Thursday, September 01, 2016

Communist horrors

At The New Criterion Gary Saul Morson writes,
In 1999, Time magazine proclaimed Einstein the “man of the century”—the person who “for better or worse most influenced the last 100 years”—but Einstein did not remotely affect so many lives as Lenin. Bolsheviks were never very good at material inventions, but they excelled at political technology, inventing an entirely new system we call totalitarian. As they say today, it went viral. There is still no vaccine.

...conservative estimates of executions under Lenin and Stalin—say, twenty million from 1917 to 1953—yield an average of over ten thousand per week.

...Western public opinion has never come to terms with the crimes of Communism. Every school child knows about the Holocaust, Apartheid, and American slavery, as they should. But Pol Pot’s murder of a quarter of Cambodia’s population has not dimmed academic enthusiasm for the Marxism his henchmen studied in Paris. Neither the Chinese Cultural Revolution nor the Great Purges seem to have cast a shadow on the leftists who apologized for them. Quite the contrary, university classes typically blame the Cold War on American “paranoia” about communism and still picture Bolsheviks as idealists in too great a hurry. Being leftwing means never having to say you’re sorry.

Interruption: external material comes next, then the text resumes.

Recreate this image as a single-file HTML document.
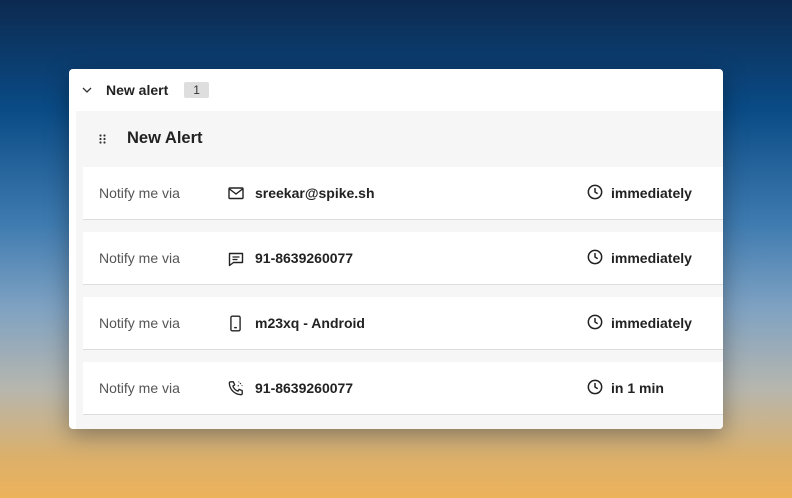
<!DOCTYPE html>
<html><head><style>
*{margin:0;padding:0;box-sizing:border-box}
body{width:792px;height:498px;overflow:hidden;font-family:"Liberation Sans",sans-serif;
background:linear-gradient(180deg,#0c2a50 0%,#0a4b86 22%,#3f7bb0 45%,#7fa2c2 62%,#b6b6ae 78%,#dcb06a 92%,#ecb25a 100%);position:relative}
.card{position:absolute;left:69px;top:69px;width:654px;height:360px;background:#fff;border-radius:4px;box-shadow:0 6px 24px rgba(0,0,0,.35);overflow:hidden}
.hd{position:absolute;left:0;top:0;height:42px;width:100%;display:flex;align-items:center;font-size:14px;font-weight:bold;color:#222}
.badge{background:#dedede;font-size:12px;font-weight:normal;padding:1px 9px;margin-left:16px;border-radius:2px;color:#333}
.panel{position:absolute;left:7px;top:42px;right:0;bottom:0;background:#f6f6f6}
.ph{height:55px;display:flex;align-items:center;font-size:16.5px;font-weight:bold;color:#222}
.row{position:absolute;left:7px;right:0;height:53px;background:#fff;border-bottom:1px solid #ddd;display:flex;align-items:center;font-size:14px;color:#222}
.lbl{position:absolute;left:16px;color:#555}
.ic{position:absolute;left:145px;top:19px}
.val{position:absolute;left:172px;font-weight:bold}
.clk{position:absolute;left:504px;top:17px}
.tm{position:absolute;left:528px;font-weight:bold}
</style></head><body>
<div class="card">
<div class="hd"><svg style="margin:0 14px 0 13px" width="10" height="6" viewBox="0 0 10 6"><path d="M1 1l4 4 4-4" stroke="#333" stroke-width="1.3" fill="none"/></svg>New alert<span class="badge">1</span></div>
<div class="panel">
<div class="ph"><svg style="margin:0 21px 0 23px" width="7" height="10" viewBox="0 0 7 10"><g fill="#333"><circle cx="1.5" cy="1.5" r="1.1"/><circle cx="5.5" cy="1.5" r="1.1"/><circle cx="1.5" cy="5" r="1.1"/><circle cx="5.5" cy="5" r="1.1"/><circle cx="1.5" cy="8.5" r="1.1"/><circle cx="5.5" cy="8.5" r="1.1"/></g></svg>New Alert</div>
<div class="row" style="top:56px"><span class="lbl">Notify me via</span>
<svg class="ic" style="top:20px" width="16" height="13" viewBox="0 0 16 13"><rect x="1" y="1" width="14" height="10.5" rx="1" stroke="#222" stroke-width="1.4" fill="none"/><path d="M1.5 2l6.5 5 6.5-5" stroke="#222" stroke-width="1.4" fill="none"/></svg>
<span class="val">sreekar@spike.sh</span>
<svg class="clk" width="16" height="16" viewBox="0 0 18 18"><circle cx="9" cy="9" r="7.5" stroke="#222" stroke-width="1.7" fill="none"/><path d="M9 4.5V9l3 2" stroke="#222" stroke-width="1.7" fill="none"/></svg><span class="tm">immediately</span></div>
<div class="row" style="top:121px"><span class="lbl">Notify me via</span>
<svg class="ic" width="16" height="16" viewBox="0 0 16 16"><path d="M1.5 2.5h13v9h-9l-4 3z" stroke="#222" stroke-width="1.4" fill="none" stroke-linejoin="round"/><path d="M4.5 6h7M4.5 8.5h5" stroke="#222" stroke-width="1.3"/></svg>
<span class="val">91-8639260077</span>
<svg class="clk" width="16" height="16" viewBox="0 0 18 18"><circle cx="9" cy="9" r="7.5" stroke="#222" stroke-width="1.7" fill="none"/><path d="M9 4.5V9l3 2" stroke="#222" stroke-width="1.7" fill="none"/></svg><span class="tm">immediately</span></div>
<div class="row" style="top:186px"><span class="lbl">Notify me via</span>
<svg class="ic" style="left:147px;top:18px" width="11" height="17" viewBox="0 0 12 18"><rect x="1" y="1" width="10" height="16" rx="1.5" stroke="#222" stroke-width="1.5" fill="none"/><path d="M4.5 13.5h3" stroke="#222" stroke-width="1.5"/></svg>
<span class="val">m23xq - Android</span>
<svg class="clk" width="16" height="16" viewBox="0 0 18 18"><circle cx="9" cy="9" r="7.5" stroke="#222" stroke-width="1.7" fill="none"/><path d="M9 4.5V9l3 2" stroke="#222" stroke-width="1.7" fill="none"/></svg><span class="tm">immediately</span></div>
<div class="row" style="top:251px"><span class="lbl">Notify me via</span>
<svg class="ic" style="top:18px" width="16" height="16" viewBox="0 0 18 18"><path d="M3 2h3l1.5 3.5-2 1.3a9 9 0 0 0 5.7 5.7l1.3-2L16 12v3a1.5 1.5 0 0 1-1.5 1.5A13.5 13.5 0 0 1 1.5 3.5 1.5 1.5 0 0 1 3 2z" stroke="#222" stroke-width="1.5" fill="none" stroke-linejoin="round"/><path d="M11 7l1-1M13.5 4.5l1-1M12 2.5l.6-.6M15.5 6.5l.6-.6" stroke="#222" stroke-width="1.3"/></svg>
<span class="val">91-8639260077</span>
<svg class="clk" width="16" height="16" viewBox="0 0 18 18"><circle cx="9" cy="9" r="7.5" stroke="#222" stroke-width="1.7" fill="none"/><path d="M9 4.5V9l3 2" stroke="#222" stroke-width="1.7" fill="none"/></svg><span class="tm">in 1 min</span></div>
</div></div>
</body></html>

Some figures speak for themselves. The volume’s scholars estimate twenty million deaths in the ussr, sixty-five million in China, two million each in Cambodia and North Korea, 1.7 million in Mengistu’s Ethiopia and other African countries, and so on, to a total of about one hundred million. (Eerily, the chief revolutionary in Dostoevsky’s novel The Possessed predicts that the cost of perfect equality will be “a hundred million heads.”) So far as I can tell, these estimates are understatements. For example, the most authoritative study of Stalin’s war against the peasantry in the early 1930s, Robert Conquest’s Harvest of Sorrow, arrives at a figure twice the one in this volume. The difference between the two estimates—the margin of error—equals the number of Jews killed by the Nazis.

By contrast, Nazi deaths are estimated at twenty-five million. Of course numbers aren’t everything, but one might imagine that it would be reasonable to compare the two systems. In intellectual circles, however, such comparisons taint not Communists, but the person who makes them.

Delivering a toast on the twentieth anniversary of the Bolshevik seizure of power, Stalin declared: “We will destroy each and every enemy, even if he was an old Bolshevik; we will destroy all his kin, his family. We will mercilessly destroy anyone who, by his deeds or his thoughts—yes, his thoughts!—threatens the unity of the socialist state. To the complete destruction of all enemies, themselves and their kin!” Even when the tsars imprisoned or executed revolutionaries, they never thought of arresting their spouses, children, grandparents, and cousins as well. And note Stalin’s insistence that not just wrong actions but improper thoughts merit “destruction.” Georgy Arbatov, adviser to five general secretaries of the Soviet Communist Party, observed that “the main code of behavior” was “to be afraid of your own thoughts.”

...For understandable reasons, in Holocaust and Gulag literature, we hear the voices of victims but not of the countless perpetrators. Solzhenitsyn observes that while in stories for children it is understandable to portray evildoers as people who tell themselves “I cannot live unless I do evil!,” in real life “that’s not the way it is! To do evil a human being must first of all believe that what he’s doing is good, or else that it’s a well-considered act in conformity with natural law.”

Today one hears that neuroscientists will soon be able to read thoughts from the outside. What would Stalin have done with such technology? Perhaps my training as a Russian specialist distorts my judgment, but as I contemplate the ideas spreading from the academy through society, I fear, a century after the Russian Revolution, a tyranny greater than Stalin’s.